C’est là l’aboutissement d’une requête en béatification présentée au pape en 1996, lors du 400e anniversaire des martyrs de Nagasaki (2). Selon le cardinal Hamao, une des dernières étapes sur la voie de la béatification de ces 188 martyrs a eu lieu le 6 février dernier, lors d’une réunion des membres de la Congrégation pour les Causes des saints. Seul Asiatique présent ce jour-là, le cardinal a expliqué l’importance que revêtait pour l’Eglise du Japon ces béatifications.

Le prélat japonais a souligné que la béatification de ces 188 martyrs était « la première dont la cause avait été promue par les évêques du Japon ». Les bienheureux et les saints déjà portés sur les autels de l’Eglise du Japon ont vu leurs causes présentées par des ordres religieux. Selon le cardinal, ces nouvelles béatifications sont un fruit direct de la visite de Jean-Paul II au Japon en 1981. Alors évêque de Yokohama, le cardinal s’est souvenu que, « lorsque Jean-Paul II a entendu le récit de ces martyres, il nous a encouragé à proposer de nouvelles causes en vue de la béatification et c’est après sa visite que nous avons commencé ».

Il a également rappelé que ces 188 martyrs – des laïcs, y compris des femmes et des enfants, à l’exception de quatre d’entre eux, prêtres – « ont été mis à mort non pour des motifs politiques ou parce qu’ils étaient des opposants politiques, mais pour leur foi chrétienne. Bien que plusieurs d’entre eux étaient des samouraïs et connaissaient l’art de se battre, ils ont choisi la voie de la résistance non violente – et c’est notamment cela qui revêt une signification spéciale pour les hommes de notre époque », a expliqué le cardinal, ajoutant que le vote des vingt cardinaux et évêques de la Congrégation avait été unanime.

Selon lui, il est « hautement significatif » que ces 188 martyrs soient en majorité des laïcs (3).
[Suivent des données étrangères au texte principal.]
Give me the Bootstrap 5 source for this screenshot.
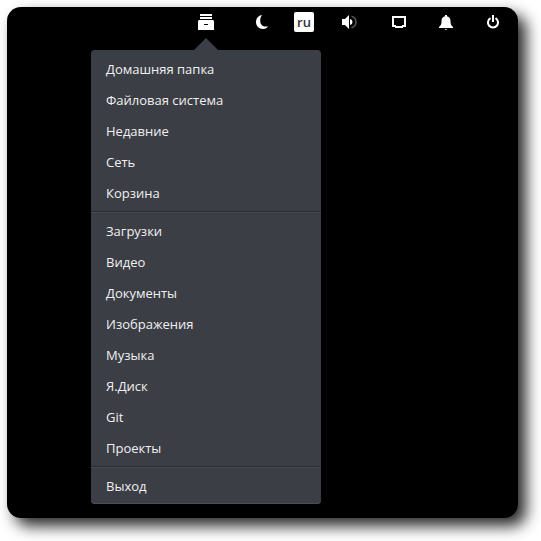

En effet, ces béatifications sont porteuses d’un message pour tous les Japonais et pas seulement catholiques, car elles mettent en valeur le fait que « le droit de croire en une religion est un des droits fondamentaux de l’être humain ». Au XVIIe siècle, « ce droit n’était pas reconnu et le gouvernement a persécuté des Japonais pour cela ». Aujourd’hui, dans le Japon contemporain, « la liberté de croire est totale », ce droit étant inscrit dans la loi, mais, pour autant, « il n’est pas pleinement reconnu par l’opinion, car les gens ne le voient pas comme un droit fondamental ; ils pensent que la religion relève du domaine de la famille, et non de la liberté de l’individu ».

« La religion au Japon est vue comme une affaire de tradition familiale, poursuit le cardinal. Pourtant, être chrétien est une question de conviction personnelle et cela peut être la cause d’une certaine tension dans la société. » Au Japon, explique-t-il encore, nombreux sont ceux qui ont une double appartenance religieuse, bouddhiste et shintoïste, phénomène qui mène à une certaine « indifférence » envers la religion. Un fait vécu dans sa propre famille, une famille shintoïste : « A la maison, nous avions un petit autel shinto et un petit autel bouddhiste, le premier pour les fêtes nationales et le Nouvel An, le second pour les jeûnes pratiqués pour les ancêtres. »

Sa mère a été la première de sa famille à se convertir au christianisme. Jeune fille, elle avait été scolarisée dans une école catholique pour filles, mais, c’est plus tard, durant la guerre, que, veuve et mère de quatre enfants, elle demanda à être instruite dans la religion catholique et baptisée en 1942. La sœur du cardinal fut baptisée en 1945, son frère et lui, alors âgé de 16 ans, l’étant à leur tour en 1946. Plus tard, son frère devint chambellan de l’empereur et précepteur du prince héritier – l’empereur actuel. Lorsque le jeune Fumio fit connaître sa décision d’entrer au séminaire, ses oncles, tantes et presque toute sa famille en voulurent à sa mère. « Ils ne comprenaient pas ce que signifiait être prêtre, pensant que je devenais bonze pour me retirer du monde parce que j’avais perdu ma petite amie. C’est pourquoi ils en voulaient à ma mère et elle en souffrit beaucoup », raconte-t-il. Plus tard, lorsque Jean-Paul II l’éleva au cardinalat, continue encore le cardinal en riant, bien des gens ont pensé que « devenir cardinal, cela signifiait devenir riche – le matérialisme toujours ! »

 

Ainsi, selon lui, ces béatifications pourront peut-être, par l’écho que les grands médias en donneront, permettre aux Japonais de mieux comprendre ce qu’est le christianisme. Les chrétiens sont respectés au Japon et beaucoup envoient leurs enfants dans les établissements catholiques, mais, « aujourd’hui, nombreux sont ceux qui voient dans le christianisme une religion très bonne mais très stricte ». Là où les catholiques vont à la messe tous les dimanches, les bouddhistes ne doivent qu’une visite par an au temple.